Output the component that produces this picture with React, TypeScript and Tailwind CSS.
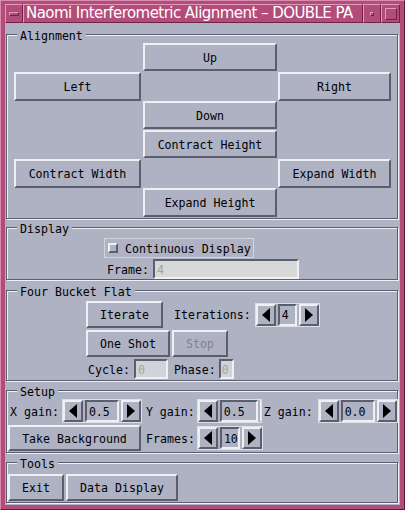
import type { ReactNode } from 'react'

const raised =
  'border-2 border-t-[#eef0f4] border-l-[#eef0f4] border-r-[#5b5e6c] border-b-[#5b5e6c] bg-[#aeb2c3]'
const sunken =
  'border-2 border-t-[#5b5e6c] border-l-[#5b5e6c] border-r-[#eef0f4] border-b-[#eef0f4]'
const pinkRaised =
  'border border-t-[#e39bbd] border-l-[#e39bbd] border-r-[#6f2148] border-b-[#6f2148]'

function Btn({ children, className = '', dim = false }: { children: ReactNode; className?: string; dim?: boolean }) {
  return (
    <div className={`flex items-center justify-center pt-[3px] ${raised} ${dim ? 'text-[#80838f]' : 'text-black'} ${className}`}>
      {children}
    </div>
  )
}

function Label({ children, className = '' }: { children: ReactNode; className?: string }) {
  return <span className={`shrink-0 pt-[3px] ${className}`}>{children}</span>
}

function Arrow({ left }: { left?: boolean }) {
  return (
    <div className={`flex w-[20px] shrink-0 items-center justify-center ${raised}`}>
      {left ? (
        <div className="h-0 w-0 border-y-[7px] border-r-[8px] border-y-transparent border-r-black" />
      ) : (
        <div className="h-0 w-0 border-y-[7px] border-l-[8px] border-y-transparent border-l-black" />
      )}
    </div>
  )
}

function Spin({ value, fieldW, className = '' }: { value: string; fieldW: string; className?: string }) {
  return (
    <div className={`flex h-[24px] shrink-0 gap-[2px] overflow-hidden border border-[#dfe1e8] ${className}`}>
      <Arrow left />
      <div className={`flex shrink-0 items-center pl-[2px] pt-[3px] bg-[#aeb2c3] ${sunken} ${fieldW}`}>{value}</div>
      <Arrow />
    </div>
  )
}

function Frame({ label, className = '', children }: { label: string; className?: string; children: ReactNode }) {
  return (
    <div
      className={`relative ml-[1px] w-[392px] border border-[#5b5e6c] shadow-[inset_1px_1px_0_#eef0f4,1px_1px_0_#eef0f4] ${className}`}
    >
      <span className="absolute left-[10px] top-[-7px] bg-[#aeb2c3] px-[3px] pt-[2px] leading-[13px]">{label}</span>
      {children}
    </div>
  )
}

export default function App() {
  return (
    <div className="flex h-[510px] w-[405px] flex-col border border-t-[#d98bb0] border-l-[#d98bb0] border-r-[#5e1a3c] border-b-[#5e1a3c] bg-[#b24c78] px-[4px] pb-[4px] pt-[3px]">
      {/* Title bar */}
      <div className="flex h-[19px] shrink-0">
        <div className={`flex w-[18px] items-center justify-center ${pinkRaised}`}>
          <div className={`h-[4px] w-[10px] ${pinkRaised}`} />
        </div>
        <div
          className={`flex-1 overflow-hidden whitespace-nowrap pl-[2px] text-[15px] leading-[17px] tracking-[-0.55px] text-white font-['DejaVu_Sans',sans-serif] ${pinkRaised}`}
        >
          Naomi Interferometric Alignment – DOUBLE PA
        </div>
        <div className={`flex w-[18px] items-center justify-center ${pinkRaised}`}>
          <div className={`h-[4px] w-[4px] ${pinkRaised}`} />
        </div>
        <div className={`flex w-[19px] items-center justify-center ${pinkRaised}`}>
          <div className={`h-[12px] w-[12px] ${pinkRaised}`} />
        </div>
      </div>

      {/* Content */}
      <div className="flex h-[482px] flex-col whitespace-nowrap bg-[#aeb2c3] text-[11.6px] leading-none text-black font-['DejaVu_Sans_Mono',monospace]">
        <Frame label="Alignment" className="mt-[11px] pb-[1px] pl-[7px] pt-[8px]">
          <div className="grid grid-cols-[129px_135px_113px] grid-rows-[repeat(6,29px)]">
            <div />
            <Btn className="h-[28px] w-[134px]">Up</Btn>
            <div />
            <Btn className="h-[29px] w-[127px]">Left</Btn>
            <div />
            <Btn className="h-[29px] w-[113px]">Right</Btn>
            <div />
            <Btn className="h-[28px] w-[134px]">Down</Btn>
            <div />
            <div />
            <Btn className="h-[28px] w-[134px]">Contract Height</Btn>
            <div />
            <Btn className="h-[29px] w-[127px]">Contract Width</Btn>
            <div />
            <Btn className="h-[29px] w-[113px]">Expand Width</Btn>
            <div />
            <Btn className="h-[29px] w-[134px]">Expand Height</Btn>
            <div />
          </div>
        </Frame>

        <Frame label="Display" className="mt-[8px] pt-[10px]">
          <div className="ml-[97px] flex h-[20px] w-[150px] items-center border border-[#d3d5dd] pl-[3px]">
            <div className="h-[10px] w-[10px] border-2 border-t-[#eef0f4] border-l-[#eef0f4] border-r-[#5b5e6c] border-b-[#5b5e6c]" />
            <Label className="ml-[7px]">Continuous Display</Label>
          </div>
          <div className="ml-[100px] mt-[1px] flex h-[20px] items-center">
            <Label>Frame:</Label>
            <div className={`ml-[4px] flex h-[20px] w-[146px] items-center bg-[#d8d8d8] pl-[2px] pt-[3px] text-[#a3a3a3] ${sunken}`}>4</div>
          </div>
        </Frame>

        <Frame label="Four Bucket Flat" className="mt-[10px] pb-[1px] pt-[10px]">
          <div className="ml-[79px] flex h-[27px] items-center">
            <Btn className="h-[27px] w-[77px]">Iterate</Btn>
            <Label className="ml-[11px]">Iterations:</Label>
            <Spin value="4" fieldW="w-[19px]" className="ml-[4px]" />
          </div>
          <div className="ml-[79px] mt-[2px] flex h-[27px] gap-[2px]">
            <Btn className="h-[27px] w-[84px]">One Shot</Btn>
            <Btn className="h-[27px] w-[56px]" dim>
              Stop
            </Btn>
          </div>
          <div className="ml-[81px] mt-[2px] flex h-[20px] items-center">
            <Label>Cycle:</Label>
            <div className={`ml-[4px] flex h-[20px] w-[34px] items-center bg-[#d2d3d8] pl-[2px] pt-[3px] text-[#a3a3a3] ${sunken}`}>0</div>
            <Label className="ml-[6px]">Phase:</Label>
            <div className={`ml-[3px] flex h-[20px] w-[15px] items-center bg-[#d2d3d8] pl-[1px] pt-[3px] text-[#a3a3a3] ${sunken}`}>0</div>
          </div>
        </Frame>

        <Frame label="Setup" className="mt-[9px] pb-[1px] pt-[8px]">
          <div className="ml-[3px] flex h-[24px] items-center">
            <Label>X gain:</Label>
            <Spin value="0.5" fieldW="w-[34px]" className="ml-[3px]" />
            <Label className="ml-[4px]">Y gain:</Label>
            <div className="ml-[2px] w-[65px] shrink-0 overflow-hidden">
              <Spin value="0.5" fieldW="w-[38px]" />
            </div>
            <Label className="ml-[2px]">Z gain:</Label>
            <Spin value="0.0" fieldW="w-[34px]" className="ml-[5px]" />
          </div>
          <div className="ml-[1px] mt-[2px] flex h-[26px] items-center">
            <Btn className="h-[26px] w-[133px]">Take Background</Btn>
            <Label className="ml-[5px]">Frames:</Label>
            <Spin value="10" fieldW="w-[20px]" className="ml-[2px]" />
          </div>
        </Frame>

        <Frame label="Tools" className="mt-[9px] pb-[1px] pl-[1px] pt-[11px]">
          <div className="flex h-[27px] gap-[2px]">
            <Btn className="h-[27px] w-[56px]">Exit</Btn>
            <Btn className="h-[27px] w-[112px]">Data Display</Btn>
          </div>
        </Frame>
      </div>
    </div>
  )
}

★ ★ ★ ★ ★ ★ ★

Write the lines above out again exactly, without any of their pictures.

- Finished task -
Output the component that produces this picture with React, TypeScript and Tailwind CSS.
import type { ReactNode } from 'react'

const raised =
  'border-2 border-t-[#eef0f4] border-l-[#eef0f4] border-r-[#5b5e6c] border-b-[#5b5e6c] bg-[#aeb2c3]'
const sunken =
  'border-2 border-t-[#5b5e6c] border-l-[#5b5e6c] border-r-[#eef0f4] border-b-[#eef0f4]'
const pinkRaised =
  'border border-t-[#e39bbd] border-l-[#e39bbd] border-r-[#6f2148] border-b-[#6f2148]'

function Btn({ children, className = '', dim = false }: { children: ReactNode; className?: string; dim?: boolean }) {
  return (
    <div className={`flex items-center justify-center pt-[3px] ${raised} ${dim ? 'text-[#80838f]' : 'text-black'} ${className}`}>
      {children}
    </div>
  )
}

function Label({ children, className = '' }: { children: ReactNode; className?: string }) {
  return <span className={`shrink-0 pt-[3px] ${className}`}>{children}</span>
}

function Arrow({ left }: { left?: boolean }) {
  return (
    <div className={`flex w-[20px] shrink-0 items-center justify-center ${raised}`}>
      {left ? (
        <div className="h-0 w-0 border-y-[7px] border-r-[8px] border-y-transparent border-r-black" />
      ) : (
        <div className="h-0 w-0 border-y-[7px] border-l-[8px] border-y-transparent border-l-black" />
      )}
    </div>
  )
}

function Spin({ value, fieldW, className = '' }: { value: string; fieldW: string; className?: string }) {
  return (
    <div className={`flex h-[24px] shrink-0 gap-[2px] overflow-hidden border border-[#dfe1e8] ${className}`}>
      <Arrow left />
      <div className={`flex shrink-0 items-center pl-[2px] pt-[3px] bg-[#aeb2c3] ${sunken} ${fieldW}`}>{value}</div>
      <Arrow />
    </div>
  )
}

function Frame({ label, className = '', children }: { label: string; className?: string; children: ReactNode }) {
  return (
    <div
      className={`relative ml-[1px] w-[392px] border border-[#5b5e6c] shadow-[inset_1px_1px_0_#eef0f4,1px_1px_0_#eef0f4] ${className}`}
    >
      <span className="absolute left-[10px] top-[-7px] bg-[#aeb2c3] px-[3px] pt-[2px] leading-[13px]">{label}</span>
      {children}
    </div>
  )
}

export default function App() {
  return (
    <div className="flex h-[510px] w-[405px] flex-col border border-t-[#d98bb0] border-l-[#d98bb0] border-r-[#5e1a3c] border-b-[#5e1a3c] bg-[#b24c78] px-[4px] pb-[4px] pt-[3px]">
      {/* Title bar */}
      <div className="flex h-[19px] shrink-0">
        <div className={`flex w-[18px] items-center justify-center ${pinkRaised}`}>
          <div className={`h-[4px] w-[10px] ${pinkRaised}`} />
        </div>
        <div
          className={`flex-1 overflow-hidden whitespace-nowrap pl-[2px] text-[15px] leading-[17px] tracking-[-0.55px] text-white font-['DejaVu_Sans',sans-serif] ${pinkRaised}`}
        >
          Naomi Interferometric Alignment – DOUBLE PA
        </div>
        <div className={`flex w-[18px] items-center justify-center ${pinkRaised}`}>
          <div className={`h-[4px] w-[4px] ${pinkRaised}`} />
        </div>
        <div className={`flex w-[19px] items-center justify-center ${pinkRaised}`}>
          <div className={`h-[12px] w-[12px] ${pinkRaised}`} />
        </div>
      </div>

      {/* Content */}
      <div className="flex h-[482px] flex-col whitespace-nowrap bg-[#aeb2c3] text-[11.6px] leading-none text-black font-['DejaVu_Sans_Mono',monospace]">
        <Frame label="Alignment" className="mt-[11px] pb-[1px] pl-[7px] pt-[8px]">
          <div className="grid grid-cols-[129px_135px_113px] grid-rows-[repeat(6,29px)]">
            <div />
            <Btn className="h-[28px] w-[134px]">Up</Btn>
            <div />
            <Btn className="h-[29px] w-[127px]">Left</Btn>
            <div />
            <Btn className="h-[29px] w-[113px]">Right</Btn>
            <div />
            <Btn className="h-[28px] w-[134px]">Down</Btn>
            <div />
            <div />
            <Btn className="h-[28px] w-[134px]">Contract Height</Btn>
            <div />
            <Btn className="h-[29px] w-[127px]">Contract Width</Btn>
            <div />
            <Btn className="h-[29px] w-[113px]">Expand Width</Btn>
            <div />
            <Btn className="h-[29px] w-[134px]">Expand Height</Btn>
            <div />
          </div>
        </Frame>

        <Frame label="Display" className="mt-[8px] pt-[10px]">
          <div className="ml-[97px] flex h-[20px] w-[150px] items-center border border-[#d3d5dd] pl-[3px]">
            <div className="h-[10px] w-[10px] border-2 border-t-[#eef0f4] border-l-[#eef0f4] border-r-[#5b5e6c] border-b-[#5b5e6c]" />
            <Label className="ml-[7px]">Continuous Display</Label>
          </div>
          <div className="ml-[100px] mt-[1px] flex h-[20px] items-center">
            <Label>Frame:</Label>
            <div className={`ml-[4px] flex h-[20px] w-[146px] items-center bg-[#d8d8d8] pl-[2px] pt-[3px] text-[#a3a3a3] ${sunken}`}>4</div>
          </div>
        </Frame>

        <Frame label="Four Bucket Flat" className="mt-[10px] pb-[1px] pt-[10px]">
          <div className="ml-[79px] flex h-[27px] items-center">
            <Btn className="h-[27px] w-[77px]">Iterate</Btn>
            <Label className="ml-[11px]">Iterations:</Label>
            <Spin value="4" fieldW="w-[19px]" className="ml-[4px]" />
          </div>
          <div className="ml-[79px] mt-[2px] flex h-[27px] gap-[2px]">
            <Btn className="h-[27px] w-[84px]">One Shot</Btn>
            <Btn className="h-[27px] w-[56px]" dim>
              Stop
            </Btn>
          </div>
          <div className="ml-[81px] mt-[2px] flex h-[20px] items-center">
            <Label>Cycle:</Label>
            <div className={`ml-[4px] flex h-[20px] w-[34px] items-center bg-[#d2d3d8] pl-[2px] pt-[3px] text-[#a3a3a3] ${sunken}`}>0</div>
            <Label className="ml-[6px]">Phase:</Label>
            <div className={`ml-[3px] flex h-[20px] w-[15px] items-center bg-[#d2d3d8] pl-[1px] pt-[3px] text-[#a3a3a3] ${sunken}`}>0</div>
          </div>
        </Frame>

        <Frame label="Setup" className="mt-[9px] pb-[1px] pt-[8px]">
          <div className="ml-[3px] flex h-[24px] items-center">
            <Label>X gain:</Label>
            <Spin value="0.5" fieldW="w-[34px]" className="ml-[3px]" />
            <Label className="ml-[4px]">Y gain:</Label>
            <div className="ml-[2px] w-[65px] shrink-0 overflow-hidden">
              <Spin value="0.5" fieldW="w-[38px]" />
            </div>
            <Label className="ml-[2px]">Z gain:</Label>
            <Spin value="0.0" fieldW="w-[34px]" className="ml-[5px]" />
          </div>
          <div className="ml-[1px] mt-[2px] flex h-[26px] items-center">
            <Btn className="h-[26px] w-[133px]">Take Background</Btn>
            <Label className="ml-[5px]">Frames:</Label>
            <Spin value="10" fieldW="w-[20px]" className="ml-[2px]" />
          </div>
        </Frame>

        <Frame label="Tools" className="mt-[9px] pb-[1px] pl-[1px] pt-[11px]">
          <div className="flex h-[27px] gap-[2px]">
            <Btn className="h-[27px] w-[56px]">Exit</Btn>
            <Btn className="h-[27px] w-[112px]">Data Display</Btn>
          </div>
        </Frame>
      </div>
    </div>
  )
}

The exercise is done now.